Layeni adalah sebuah negeri di pulau Teon, Kecamatan Teon Nila Serua, Kabupaten Maluku Tengah. Pulau ini, terdiri dari lima negeri yaitu : Layeni, Isu, Watludan, Yafila dan Mesa. Awalnya negeri ini dihuni oleh para migrant awal, atau penduduk asali, yang terdiri dari tiga kelompok. Mereka mengorganisir diri dalam kelompok-kelompok, dan telah memulai system pemerintahan adat secara sederhana dan demokratis. Mereka memilih kepala kampung guna mengorganisir masyarakat, demi perkembangan peradaban. Namun dalam perkembangan selanjutnya, datanglah gelombang migrasi dari Kepulauan Babar, yang segera saja mengubah komposisi demografi, serta turut mempengaruhi perkembangan sosio cultural dan peradaban negeri ini. Bahasa penduduk asali, kemudian mengalami degradasi dan hilang lalu tergantikan oleh bahasa para migran yang datang kemudian. Ornament-ornamen budaya seperti tarian dengan pernak-perniknya, sastra lisan, budaya maritime dengan ornamennya: pembuatan perahu layar ukuran besar, arumbai, sampan, perahu bercadik, segera saja menjadi identitas negeri ini, dan membentuk anak-anak negeri ini menjadi para pelaut ulung.
Ketika masuknya colonial Belanda dan agama Kristen, terjadi lagi perubahan-perubahan yang ekstrem; Agama asli digantikan dengan agama Kristen, penduduk ditata dengan mengenakan fam atau marga, system pemerintahan ditata ulang, perkampungan yang letaknya di dataran tinggi, direlokasi ke pantai, dibentuklah kelompok masyarakat yang disebut Soa. Sebelumnya negeri ini terdiri dari 5 kelompok yang secara tradisional disebut Mutu atau Luwi. Luwi ini adalah cikal bakal Soa. Namun anehnya tidak dibentuk Soa menurut Luwi yang sudah ada, melainkan dibentuk hanya dua Soa. Akhirnya negeri ini hanya terdiri dari dua Soa padahal desa-desa lain yang lebih kecil, minimal 3 Soa.
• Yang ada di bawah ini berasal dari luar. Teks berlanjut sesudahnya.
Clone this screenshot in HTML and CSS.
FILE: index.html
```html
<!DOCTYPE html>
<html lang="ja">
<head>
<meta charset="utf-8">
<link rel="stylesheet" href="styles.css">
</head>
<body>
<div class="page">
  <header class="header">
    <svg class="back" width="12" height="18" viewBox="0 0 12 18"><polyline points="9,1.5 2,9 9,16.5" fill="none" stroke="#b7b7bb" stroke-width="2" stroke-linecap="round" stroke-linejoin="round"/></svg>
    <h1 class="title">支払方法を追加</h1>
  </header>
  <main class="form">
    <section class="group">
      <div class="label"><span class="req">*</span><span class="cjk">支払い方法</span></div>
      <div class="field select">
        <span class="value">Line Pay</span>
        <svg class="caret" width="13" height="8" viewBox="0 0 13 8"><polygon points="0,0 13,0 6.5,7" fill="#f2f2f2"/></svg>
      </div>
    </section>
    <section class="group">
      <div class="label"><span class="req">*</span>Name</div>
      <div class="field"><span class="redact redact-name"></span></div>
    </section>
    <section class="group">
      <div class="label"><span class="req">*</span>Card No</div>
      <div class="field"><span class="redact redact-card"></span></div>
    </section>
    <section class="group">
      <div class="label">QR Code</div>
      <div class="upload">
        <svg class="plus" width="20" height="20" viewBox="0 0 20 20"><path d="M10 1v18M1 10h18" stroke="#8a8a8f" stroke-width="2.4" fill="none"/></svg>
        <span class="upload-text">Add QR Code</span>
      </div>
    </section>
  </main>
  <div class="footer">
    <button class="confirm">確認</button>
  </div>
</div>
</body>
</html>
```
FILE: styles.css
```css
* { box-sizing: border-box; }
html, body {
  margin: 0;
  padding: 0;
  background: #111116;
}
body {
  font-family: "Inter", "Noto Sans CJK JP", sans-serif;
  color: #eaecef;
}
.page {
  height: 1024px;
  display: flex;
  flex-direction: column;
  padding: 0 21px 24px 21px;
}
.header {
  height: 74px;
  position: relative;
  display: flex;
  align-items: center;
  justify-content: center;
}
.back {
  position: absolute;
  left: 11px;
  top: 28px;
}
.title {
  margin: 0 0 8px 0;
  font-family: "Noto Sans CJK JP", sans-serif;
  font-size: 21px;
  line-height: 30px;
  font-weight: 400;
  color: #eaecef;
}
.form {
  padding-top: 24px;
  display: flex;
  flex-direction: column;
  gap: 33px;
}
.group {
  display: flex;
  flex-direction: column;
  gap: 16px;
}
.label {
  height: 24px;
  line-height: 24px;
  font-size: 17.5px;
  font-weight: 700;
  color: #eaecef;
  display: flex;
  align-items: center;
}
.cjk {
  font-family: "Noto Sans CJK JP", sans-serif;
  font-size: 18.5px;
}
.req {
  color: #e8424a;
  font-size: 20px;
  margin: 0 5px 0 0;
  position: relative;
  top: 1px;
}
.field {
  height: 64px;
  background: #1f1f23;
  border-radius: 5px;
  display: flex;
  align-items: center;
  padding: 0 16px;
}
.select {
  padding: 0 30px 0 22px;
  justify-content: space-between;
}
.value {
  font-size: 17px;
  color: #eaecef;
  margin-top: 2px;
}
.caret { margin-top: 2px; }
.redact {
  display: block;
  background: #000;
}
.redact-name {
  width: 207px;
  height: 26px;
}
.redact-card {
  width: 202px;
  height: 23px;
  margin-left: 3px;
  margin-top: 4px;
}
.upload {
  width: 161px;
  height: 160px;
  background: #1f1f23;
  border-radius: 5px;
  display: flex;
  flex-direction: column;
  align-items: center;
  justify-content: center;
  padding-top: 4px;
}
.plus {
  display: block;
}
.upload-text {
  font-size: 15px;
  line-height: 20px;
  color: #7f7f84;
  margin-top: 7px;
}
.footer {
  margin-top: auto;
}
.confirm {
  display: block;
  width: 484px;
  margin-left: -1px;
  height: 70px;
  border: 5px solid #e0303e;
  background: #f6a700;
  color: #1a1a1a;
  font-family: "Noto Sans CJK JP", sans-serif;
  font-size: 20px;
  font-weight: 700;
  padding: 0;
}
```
Di tahun 1978, oleh Pemerintah Indonesia dibawah regime Soeharto, penduduk Teon Nila dan Serua dievakuasi ke Pulau Seram. Di sana, pemukiman tidak teretak di pesisir Pantai, melainkan di pedalaman. Hal ini segera saja mengubah kulltur anak-anak Negeri Layeni dan penduduk Teon Nila Serua, yang tadinya merupakan masyarakat maritime dengan ciri dan karakter sebagai para pelaut yang tangguh, menjadi orang-orang pedalaman yang segera saja akrab dengan dunia agraris, sehingga dalam waktu yang relative singkat, mereka telah mengalami “pembunuhan karakter” sebagai orang-orang pelaut, dan “dipaksa” menjadi para petani tulen.
Masih banyak masalah yang mereka hadapi : petuanan dengan batas-batas yang kurang jelas di Waipia pulau Seram, sehingga seringkali diganggu; hak-hak keperdataan mereka di pulau-pulau Teon, Nila Serua yang juga terancam dianeksasi oleh sesama penduduk negeri mereka yang menetap di pulau; pergulatan antara nilai-nilai budaya tradisional versus modernisasi, komposisi penduduk yang terus mengalami pertumbuhan dan perubahan, sehingga turut mempengaruhi eksisitensi Negeri, dan masih banyak masalah lainnya.
Tentu saja semua persoalan di atas merupakan pergulatan sosio cultural yang harus disiasati dan dijawab oleh anak-anak negeri dengan bijaksana demi membangun prospek masyarakat Negeri yang lebih baik ke depan.